WHAT IS REQUIRED:
Retype, exactly as they stand, the lines from the start of the data to the line that contains "const STEPS_PER_BAR = 8;", both ends included. Leave the pictures out.

### GIVEN DATA

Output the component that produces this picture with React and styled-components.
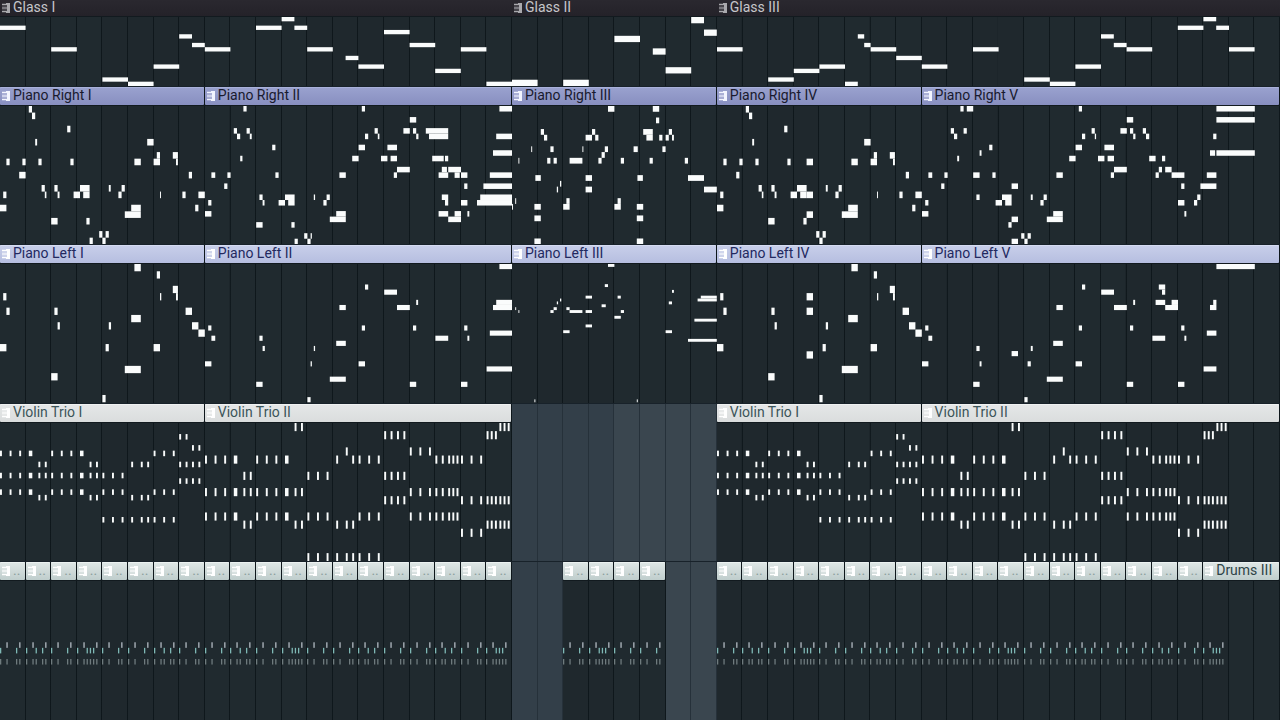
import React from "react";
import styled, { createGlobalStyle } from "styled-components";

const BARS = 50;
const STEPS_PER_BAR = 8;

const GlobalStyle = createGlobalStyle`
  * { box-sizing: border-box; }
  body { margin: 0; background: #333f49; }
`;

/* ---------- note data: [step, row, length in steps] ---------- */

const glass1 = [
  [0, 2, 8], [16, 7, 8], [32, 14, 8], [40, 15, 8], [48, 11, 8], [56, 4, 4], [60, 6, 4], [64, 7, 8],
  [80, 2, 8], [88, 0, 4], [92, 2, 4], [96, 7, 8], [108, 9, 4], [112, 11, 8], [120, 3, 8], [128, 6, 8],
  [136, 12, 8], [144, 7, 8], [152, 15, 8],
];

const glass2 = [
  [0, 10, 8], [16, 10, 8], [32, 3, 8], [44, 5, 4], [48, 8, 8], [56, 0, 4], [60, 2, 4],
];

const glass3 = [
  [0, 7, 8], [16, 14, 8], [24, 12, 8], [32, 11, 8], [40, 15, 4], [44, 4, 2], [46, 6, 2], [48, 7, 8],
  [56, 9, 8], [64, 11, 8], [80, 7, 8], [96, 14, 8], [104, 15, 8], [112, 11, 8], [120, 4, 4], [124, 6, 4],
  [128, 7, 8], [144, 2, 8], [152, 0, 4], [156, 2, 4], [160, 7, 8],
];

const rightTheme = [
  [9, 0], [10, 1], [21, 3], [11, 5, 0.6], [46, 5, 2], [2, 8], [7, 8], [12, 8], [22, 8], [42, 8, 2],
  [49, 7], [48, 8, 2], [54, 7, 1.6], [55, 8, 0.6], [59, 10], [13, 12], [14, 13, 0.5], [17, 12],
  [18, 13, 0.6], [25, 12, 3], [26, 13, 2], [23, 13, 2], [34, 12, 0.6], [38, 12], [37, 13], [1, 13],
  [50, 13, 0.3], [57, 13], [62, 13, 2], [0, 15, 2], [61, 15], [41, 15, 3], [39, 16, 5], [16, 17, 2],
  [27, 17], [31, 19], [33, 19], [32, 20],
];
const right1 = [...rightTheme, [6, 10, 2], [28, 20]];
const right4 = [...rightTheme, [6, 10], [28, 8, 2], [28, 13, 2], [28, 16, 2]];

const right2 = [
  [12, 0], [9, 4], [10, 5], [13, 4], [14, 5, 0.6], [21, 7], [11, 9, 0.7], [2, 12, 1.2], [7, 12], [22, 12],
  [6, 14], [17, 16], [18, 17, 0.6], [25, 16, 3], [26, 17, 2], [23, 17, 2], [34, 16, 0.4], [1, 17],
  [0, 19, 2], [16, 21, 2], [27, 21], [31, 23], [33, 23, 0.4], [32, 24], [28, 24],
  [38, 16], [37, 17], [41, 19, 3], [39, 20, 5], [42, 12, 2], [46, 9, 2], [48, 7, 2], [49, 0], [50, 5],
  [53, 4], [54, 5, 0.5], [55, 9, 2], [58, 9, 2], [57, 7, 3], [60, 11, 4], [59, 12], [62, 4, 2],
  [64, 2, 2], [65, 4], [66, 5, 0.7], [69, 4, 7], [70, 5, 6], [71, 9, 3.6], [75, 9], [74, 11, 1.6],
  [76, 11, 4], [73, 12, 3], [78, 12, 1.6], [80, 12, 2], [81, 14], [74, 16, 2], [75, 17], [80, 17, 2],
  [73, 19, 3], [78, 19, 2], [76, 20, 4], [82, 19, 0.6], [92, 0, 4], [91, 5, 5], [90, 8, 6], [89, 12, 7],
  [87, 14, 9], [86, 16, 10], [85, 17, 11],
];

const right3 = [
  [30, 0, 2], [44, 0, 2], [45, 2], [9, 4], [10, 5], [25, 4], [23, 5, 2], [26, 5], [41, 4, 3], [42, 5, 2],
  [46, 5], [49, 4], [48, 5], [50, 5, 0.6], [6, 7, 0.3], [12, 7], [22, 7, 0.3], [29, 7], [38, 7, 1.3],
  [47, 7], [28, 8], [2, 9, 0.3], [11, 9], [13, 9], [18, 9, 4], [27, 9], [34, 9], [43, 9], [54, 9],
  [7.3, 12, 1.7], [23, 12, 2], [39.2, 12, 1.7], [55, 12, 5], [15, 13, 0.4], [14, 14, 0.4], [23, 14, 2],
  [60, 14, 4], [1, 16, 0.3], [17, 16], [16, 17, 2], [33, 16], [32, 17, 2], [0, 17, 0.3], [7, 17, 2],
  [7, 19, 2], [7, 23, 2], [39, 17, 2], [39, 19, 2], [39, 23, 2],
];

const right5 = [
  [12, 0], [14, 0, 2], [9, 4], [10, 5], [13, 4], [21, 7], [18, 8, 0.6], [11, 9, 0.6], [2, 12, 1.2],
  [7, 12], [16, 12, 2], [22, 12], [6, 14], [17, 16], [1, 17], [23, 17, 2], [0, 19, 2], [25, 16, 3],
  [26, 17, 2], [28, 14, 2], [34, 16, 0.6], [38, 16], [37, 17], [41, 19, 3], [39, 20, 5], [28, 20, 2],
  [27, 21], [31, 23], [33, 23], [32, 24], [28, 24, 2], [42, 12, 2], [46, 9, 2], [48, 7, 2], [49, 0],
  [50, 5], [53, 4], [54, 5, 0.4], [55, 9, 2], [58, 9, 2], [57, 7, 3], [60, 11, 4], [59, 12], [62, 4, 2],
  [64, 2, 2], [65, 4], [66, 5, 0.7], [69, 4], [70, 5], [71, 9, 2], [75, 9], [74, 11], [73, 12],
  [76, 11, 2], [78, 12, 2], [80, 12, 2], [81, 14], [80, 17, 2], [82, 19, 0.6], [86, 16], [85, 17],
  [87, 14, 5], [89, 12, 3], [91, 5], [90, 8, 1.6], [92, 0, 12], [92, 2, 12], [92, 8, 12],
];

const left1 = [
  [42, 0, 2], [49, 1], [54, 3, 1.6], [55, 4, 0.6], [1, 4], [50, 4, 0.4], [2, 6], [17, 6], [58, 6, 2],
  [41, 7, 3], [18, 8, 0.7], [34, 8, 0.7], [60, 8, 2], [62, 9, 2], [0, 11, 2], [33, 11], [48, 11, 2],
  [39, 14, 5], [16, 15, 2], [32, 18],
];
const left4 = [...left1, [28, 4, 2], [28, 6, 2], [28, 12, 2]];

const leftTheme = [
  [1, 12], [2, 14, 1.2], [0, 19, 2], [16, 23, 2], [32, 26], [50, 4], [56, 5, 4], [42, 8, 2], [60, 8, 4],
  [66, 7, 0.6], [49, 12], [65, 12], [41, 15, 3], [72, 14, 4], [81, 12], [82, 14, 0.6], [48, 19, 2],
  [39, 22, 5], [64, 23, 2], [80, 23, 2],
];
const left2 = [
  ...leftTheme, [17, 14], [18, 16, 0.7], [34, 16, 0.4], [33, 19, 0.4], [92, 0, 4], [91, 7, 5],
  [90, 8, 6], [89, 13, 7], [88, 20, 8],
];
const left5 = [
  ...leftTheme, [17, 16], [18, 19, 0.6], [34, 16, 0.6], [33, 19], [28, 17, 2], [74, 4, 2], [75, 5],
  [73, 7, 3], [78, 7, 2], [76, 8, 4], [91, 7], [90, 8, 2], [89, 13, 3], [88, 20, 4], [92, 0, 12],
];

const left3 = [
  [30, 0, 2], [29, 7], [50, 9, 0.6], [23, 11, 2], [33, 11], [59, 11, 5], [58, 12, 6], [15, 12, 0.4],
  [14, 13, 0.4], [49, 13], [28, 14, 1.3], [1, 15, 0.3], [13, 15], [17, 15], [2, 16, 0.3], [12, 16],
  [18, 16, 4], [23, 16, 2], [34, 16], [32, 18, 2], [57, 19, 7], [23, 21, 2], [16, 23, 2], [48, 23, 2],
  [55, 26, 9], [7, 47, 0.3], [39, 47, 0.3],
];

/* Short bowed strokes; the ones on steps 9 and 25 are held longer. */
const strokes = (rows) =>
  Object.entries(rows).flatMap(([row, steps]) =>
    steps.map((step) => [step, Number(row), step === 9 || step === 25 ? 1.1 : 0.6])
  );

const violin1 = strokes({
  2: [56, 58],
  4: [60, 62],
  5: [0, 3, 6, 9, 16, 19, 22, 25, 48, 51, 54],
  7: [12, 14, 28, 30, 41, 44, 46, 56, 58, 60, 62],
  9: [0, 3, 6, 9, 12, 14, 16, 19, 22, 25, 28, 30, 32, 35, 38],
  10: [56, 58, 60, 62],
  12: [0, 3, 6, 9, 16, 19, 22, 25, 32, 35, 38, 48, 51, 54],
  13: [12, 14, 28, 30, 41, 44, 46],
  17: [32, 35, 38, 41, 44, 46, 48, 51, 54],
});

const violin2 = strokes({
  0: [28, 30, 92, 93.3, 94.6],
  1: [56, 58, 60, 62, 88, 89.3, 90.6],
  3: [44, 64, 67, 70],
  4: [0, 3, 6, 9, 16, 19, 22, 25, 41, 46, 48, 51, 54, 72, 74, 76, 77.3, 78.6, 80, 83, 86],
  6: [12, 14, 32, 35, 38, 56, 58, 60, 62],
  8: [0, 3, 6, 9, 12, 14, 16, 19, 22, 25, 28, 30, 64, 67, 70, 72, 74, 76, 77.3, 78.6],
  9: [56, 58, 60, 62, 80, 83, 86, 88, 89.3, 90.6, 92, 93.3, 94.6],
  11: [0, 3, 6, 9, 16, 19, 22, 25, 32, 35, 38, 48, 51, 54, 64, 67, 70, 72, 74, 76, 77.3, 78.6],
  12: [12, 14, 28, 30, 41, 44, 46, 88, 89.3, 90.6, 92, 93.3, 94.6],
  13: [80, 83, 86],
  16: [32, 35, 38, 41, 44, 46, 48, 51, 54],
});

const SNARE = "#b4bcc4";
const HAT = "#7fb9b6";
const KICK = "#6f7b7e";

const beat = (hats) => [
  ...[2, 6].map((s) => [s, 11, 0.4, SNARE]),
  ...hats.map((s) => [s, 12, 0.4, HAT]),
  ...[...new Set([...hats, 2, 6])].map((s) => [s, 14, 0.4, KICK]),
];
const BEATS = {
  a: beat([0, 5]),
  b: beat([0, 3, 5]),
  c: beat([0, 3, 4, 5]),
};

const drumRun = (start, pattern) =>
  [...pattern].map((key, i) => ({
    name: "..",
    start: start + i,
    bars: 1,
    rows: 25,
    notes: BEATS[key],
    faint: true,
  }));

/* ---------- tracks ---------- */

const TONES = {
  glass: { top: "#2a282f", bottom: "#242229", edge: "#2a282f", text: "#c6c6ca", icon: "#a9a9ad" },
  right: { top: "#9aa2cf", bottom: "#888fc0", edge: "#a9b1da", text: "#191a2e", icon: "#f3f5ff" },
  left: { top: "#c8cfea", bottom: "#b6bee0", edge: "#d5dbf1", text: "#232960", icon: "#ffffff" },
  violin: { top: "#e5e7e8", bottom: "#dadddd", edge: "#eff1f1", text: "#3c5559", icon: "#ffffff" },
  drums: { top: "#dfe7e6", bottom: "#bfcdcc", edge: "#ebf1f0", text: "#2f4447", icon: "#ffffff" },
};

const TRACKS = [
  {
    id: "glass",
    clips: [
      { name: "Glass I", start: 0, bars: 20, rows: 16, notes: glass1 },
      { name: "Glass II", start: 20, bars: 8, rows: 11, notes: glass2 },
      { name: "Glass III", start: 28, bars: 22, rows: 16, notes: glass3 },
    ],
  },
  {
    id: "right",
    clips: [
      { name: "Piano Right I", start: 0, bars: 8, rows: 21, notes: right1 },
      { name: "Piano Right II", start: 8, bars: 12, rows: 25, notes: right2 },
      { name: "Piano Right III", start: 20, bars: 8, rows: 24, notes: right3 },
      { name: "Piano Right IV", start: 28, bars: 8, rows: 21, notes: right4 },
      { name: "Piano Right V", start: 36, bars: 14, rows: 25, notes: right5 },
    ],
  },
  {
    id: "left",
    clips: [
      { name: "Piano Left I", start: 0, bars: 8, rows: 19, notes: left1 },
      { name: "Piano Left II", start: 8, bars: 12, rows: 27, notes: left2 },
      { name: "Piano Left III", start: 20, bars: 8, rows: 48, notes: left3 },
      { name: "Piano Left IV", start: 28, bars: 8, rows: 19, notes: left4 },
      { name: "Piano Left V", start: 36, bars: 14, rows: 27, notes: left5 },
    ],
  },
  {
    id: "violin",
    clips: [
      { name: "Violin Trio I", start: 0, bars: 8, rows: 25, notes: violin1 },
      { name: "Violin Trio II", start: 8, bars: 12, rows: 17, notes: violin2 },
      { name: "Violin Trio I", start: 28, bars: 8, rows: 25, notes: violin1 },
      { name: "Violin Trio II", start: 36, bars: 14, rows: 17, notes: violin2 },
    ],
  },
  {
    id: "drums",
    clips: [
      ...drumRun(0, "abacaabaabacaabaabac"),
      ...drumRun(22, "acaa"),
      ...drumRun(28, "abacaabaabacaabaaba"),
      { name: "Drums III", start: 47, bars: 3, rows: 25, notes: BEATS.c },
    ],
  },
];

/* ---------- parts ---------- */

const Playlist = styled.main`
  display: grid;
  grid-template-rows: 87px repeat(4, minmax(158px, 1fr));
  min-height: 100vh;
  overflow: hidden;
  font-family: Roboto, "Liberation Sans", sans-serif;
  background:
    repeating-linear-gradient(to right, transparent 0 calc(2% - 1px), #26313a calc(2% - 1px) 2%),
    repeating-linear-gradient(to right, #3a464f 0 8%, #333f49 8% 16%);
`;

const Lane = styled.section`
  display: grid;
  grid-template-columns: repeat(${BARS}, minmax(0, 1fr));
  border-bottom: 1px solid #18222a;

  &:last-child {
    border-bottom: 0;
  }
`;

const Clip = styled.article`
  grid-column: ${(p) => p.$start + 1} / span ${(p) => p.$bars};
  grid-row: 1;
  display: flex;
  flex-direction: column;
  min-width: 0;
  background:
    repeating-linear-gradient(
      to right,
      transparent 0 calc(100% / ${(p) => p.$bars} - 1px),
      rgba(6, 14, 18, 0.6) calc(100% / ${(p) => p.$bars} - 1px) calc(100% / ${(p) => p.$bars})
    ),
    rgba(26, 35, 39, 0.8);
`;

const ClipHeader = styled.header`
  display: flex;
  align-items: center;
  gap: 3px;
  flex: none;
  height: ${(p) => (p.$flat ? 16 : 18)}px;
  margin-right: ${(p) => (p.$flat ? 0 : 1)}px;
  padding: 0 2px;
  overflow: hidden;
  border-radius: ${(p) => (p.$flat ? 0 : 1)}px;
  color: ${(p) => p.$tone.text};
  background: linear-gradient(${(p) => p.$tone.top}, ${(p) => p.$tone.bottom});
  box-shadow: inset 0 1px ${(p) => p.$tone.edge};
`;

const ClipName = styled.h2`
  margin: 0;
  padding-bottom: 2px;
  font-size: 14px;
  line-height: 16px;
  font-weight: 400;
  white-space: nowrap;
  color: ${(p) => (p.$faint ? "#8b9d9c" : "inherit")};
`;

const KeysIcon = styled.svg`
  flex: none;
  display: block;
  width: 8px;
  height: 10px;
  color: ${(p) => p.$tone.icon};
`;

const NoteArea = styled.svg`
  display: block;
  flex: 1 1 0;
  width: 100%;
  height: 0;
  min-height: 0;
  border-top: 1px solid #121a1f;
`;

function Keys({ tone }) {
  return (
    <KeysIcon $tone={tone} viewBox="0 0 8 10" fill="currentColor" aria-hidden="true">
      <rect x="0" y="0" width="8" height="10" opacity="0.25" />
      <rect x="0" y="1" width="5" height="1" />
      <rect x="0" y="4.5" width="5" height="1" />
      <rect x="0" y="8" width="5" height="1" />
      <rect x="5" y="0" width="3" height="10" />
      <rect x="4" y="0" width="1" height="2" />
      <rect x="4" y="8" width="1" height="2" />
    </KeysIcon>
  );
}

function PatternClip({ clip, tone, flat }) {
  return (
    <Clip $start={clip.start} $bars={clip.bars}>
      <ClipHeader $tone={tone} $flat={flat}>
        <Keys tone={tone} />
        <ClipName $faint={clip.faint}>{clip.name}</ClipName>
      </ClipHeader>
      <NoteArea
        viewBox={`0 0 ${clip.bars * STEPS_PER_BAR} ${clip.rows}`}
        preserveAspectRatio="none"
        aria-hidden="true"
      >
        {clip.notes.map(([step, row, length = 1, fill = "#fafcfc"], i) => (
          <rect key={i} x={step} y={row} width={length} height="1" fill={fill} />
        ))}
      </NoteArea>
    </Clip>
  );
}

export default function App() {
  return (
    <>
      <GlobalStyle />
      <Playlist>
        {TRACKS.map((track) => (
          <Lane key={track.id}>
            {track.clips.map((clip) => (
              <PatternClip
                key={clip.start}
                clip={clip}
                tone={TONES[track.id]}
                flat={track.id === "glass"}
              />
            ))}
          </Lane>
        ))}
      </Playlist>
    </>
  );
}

######

COMPLETED EXERCISE:
Output the component that produces this picture with React and styled-components.
import React from "react";
import styled, { createGlobalStyle } from "styled-components";

const BARS = 50;
const STEPS_PER_BAR = 8;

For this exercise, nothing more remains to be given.